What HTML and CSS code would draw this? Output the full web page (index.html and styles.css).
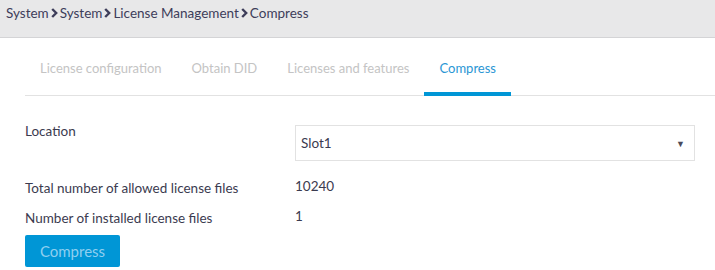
FILE: index.html
```html
<!DOCTYPE html>
<html lang="en">

<head>
    <meta name="viewport" content="width=device-width, initial-scale=1" />
    <title>Compress</title>
    <link rel="stylesheet" href="styles.css">
</head>

<body>
    <div class="breadcrumb">
        <span>System</span>
        <svg class="sep" viewBox="0 0 7 10"><polyline points="1.2,1 5.2,5 1.2,9" /></svg>
        <span>System</span>
        <svg class="sep" viewBox="0 0 7 10"><polyline points="1.2,1 5.2,5 1.2,9" /></svg>
        <span>License Management</span>
        <svg class="sep" viewBox="0 0 7 10"><polyline points="1.2,1 5.2,5 1.2,9" /></svg>
        <span>Compress</span>
    </div>

    <div class="content">
        <div class="tabs">
            <div class="tab">License configuration</div>
            <div class="tab">Obtain DID</div>
            <div class="tab">Licenses and features</div>
            <div class="tab active">Compress</div>
        </div>

        <form class="form">
            <div class="field">
                <label class="label">Location</label>
                <div class="select">
                    <span>Slot1</span>
                    <span class="arrow">&#9660;</span>
                </div>
            </div>
            <div class="field info">
                <div class="label">Total number of allowed license files</div>
                <div class="value">10240</div>
            </div>
            <div class="field info">
                <div class="label">Number of installed license files</div>
                <div class="value">1</div>
            </div>
            <button type="button" class="btn">Compress</button>
        </form>
    </div>
</body>

</html>
```

FILE: styles.css
```css
body {
    margin: 0;
    font-family: Lato, "Liberation Sans", sans-serif;
    font-size: 13.5px;
    color: #3b3b4f;
    background: #fff;
}

.breadcrumb {
    height: 38px;
    box-sizing: border-box;
    padding: 4px 6px 0;
    background-color: #e8e8e9;
    border-bottom: 1px solid #d4d4d6;
    display: flex;
    align-items: flex-start;
    line-height: 18px;
    font-size: 13.5px;
    color: #3d3d5a;
}

.breadcrumb .sep {
    width: 7px;
    height: 10px;
    margin: 4px 2px 0 2px;
}

.sep polyline {
    fill: none;
    stroke: #3d3d5a;
    stroke-width: 2.4;
}

.content {
    padding-left: 25px;
}

.tabs {
    display: flex;
    border-bottom: 1px solid #e2e2e2;
}

.tab {
    padding: 20px 15px 14px;
    line-height: 20px;
    font-size: 13px;
    color: #c4c4c4;
    border-bottom: 4px solid transparent;
    margin-bottom: -1px;
}

.tab.active {
    color: #2a96d4;
    border-bottom-color: #0096d6;
}

.form {
    padding-top: 27px;
}

.field {
    display: flex;
    align-items: flex-start;
}

.label {
    width: 270px;
    flex: none;
    line-height: 16px;
}

.select {
    width: 400px;
    height: 36px;
    box-sizing: border-box;
    border: 1px solid #e2e2e2;
    display: flex;
    align-items: center;
    justify-content: space-between;
    padding: 0 9px 0 5px;
    margin-top: 2px;
}

.arrow {
    font-size: 9px;
    color: #4a4a5a;
}

.info {
    margin-top: 19px;
}

.info + .info {
    margin-top: 14px;
}

.value {
    margin-top: -2px;
}

.btn {
    margin-top: 9px;
    width: 95px;
    height: 32px;
    border: 0;
    border-radius: 2px;
    background-color: #0096d6;
    color: #8fcff0;
    font-family: inherit;
    font-size: 15px;
}
```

## WHAT TO PRODUCE
Check every line of the data, and copy the ones that contain "styles".

## ANSWER FOR THIS EXERCISE
What HTML and CSS code would draw this? Output the full web page (index.html and styles.css).
    <link rel="stylesheet" href="styles.css">
FILE: styles.css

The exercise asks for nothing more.